Movies like “Clifford” and “Problem Child,” which attempted to eke comedy out of psychologically damaging family behavior, are often a tough sell because they still expect us to feel good at the end. Horror-comedies have no such expectation, so “The Front Room” gets away with it. Belinda’s frustration is comical because Hunter’s performance and the film’s many undignified situations make it so, and because the audience can empathize with her torment. There is, to a degree, a microcosm of cultural rage at boomers, who have all the wealth and power and lord it over younger generations who just have to wait their turn, which at this rate may never come.

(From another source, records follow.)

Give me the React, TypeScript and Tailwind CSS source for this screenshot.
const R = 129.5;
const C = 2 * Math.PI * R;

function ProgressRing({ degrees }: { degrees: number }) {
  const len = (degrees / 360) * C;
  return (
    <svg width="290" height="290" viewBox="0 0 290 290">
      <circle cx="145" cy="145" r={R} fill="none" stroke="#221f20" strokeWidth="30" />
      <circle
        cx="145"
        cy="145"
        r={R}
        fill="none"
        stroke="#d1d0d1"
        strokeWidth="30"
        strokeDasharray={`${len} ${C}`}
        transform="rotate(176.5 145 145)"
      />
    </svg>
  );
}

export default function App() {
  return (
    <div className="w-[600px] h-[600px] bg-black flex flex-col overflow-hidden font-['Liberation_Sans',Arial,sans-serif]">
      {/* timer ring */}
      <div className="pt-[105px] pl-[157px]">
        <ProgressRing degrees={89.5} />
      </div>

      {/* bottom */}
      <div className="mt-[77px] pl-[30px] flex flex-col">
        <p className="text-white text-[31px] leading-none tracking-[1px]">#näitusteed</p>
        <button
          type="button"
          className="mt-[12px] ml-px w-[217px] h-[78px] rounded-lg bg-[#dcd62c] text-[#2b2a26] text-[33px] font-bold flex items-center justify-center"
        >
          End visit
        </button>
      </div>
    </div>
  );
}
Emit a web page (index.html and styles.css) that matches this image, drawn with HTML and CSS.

But the scariest part of “The Front Room” is that we see it from Belinda’s perspective, and while we sympathize with her plight, there’s a non-zero chance that her rage at Solange is amplified by her own anxieties. Even if Solange is a cruel human being, she is still a human being. Maybe. She might have supernatural powers. She might be a demon with six nipples, a super-charged mothering machine that puts Belinda to shame. And if she is, we have leave to laugh. If she isn’t, the same audiences who guffaw at the guffaw-worthy “The Front Room” might not find it so funny in 50 years, when it might look more like a tale of young, wretched people conning an old and needy woman out of her savings.
The Eggers Brothers have a canny way of balancing those wildly different tones. We’re frightened for each character, even when we point and giggle at them. It’s a twisted film. Funny on the surface, funny in depth. Horrifying on the surface, maybe more so in depth. Since Brandy Norwood and Kathryn Hunter play brilliantly off of each other, the comedy and the terror are deeply uncomfortable. In all the best ways.
Editor’s note: An early draft of this review misnamed Kathryn Hunter with the surname Newton in several instances. That has since been amended.